You seem to be implying that this book is somehow a critique of Jesus. The fact is that we haven't a single word written by the hand of Jesus in the historical record. All we have is the written word of witnesses. That's it. So, any scholarship of the man Jesus, has to not only look at the Gospels (all of which were written many years after the death of Jesus), but look at the entire historical record.

As the man repeatedly stated, many of the evidences he chronicles fly in the face of ISLAMIC beliefs as well, namely, that Jesus was not crucified. I really don't understand your assertion that the man refused to have his credentials questioned. He stated over and over again that he's simply presenting a scholarship of the man Jesus and the historical origins of Christianity, and that there are other scholars who agree with some of his conclusions, while other equally qualified scholars disagree. I don't get why the idea of scholarship is still so difficult for you to grasp. The whole point is to present arguments and attempt, to the best of your ability, to back them with cited pieces of evidence.
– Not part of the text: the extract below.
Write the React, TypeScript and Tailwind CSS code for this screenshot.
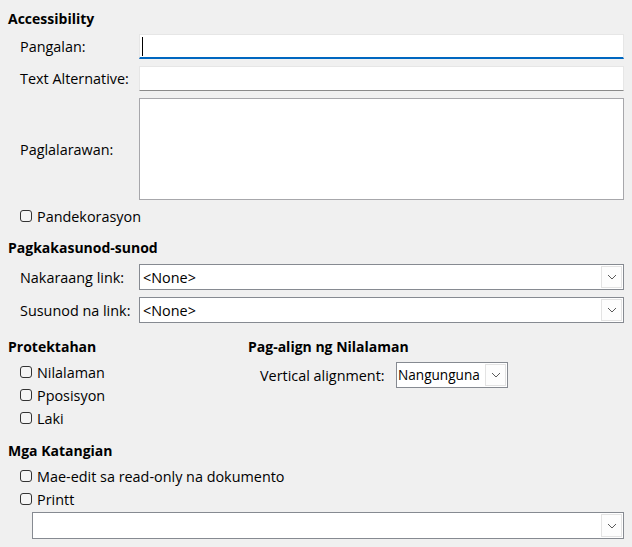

Pat Buchanan wrote a brilliant book on the origins of World War II and called it an "unnecessary war." In his argument he meticulously cited what he felt was compelling evidence to bolster that claim. He was roundly attacked by the court historians out there who cling to the traditional narrative. The point is, it's scholarship. It's subject to debate and discussion. The test is whether or not your scholarship stands up to scrutiny by being sufficiently researched and evidence of your claims sufficiently laid out.

This woman wasn't the least bit interested in discussing the arguments. She was out to discredit him by calling his MOTIVE and personal background into question. Murray Rothbard was an atheist. Does that mean his ethical arguments are tainted? His telling of history?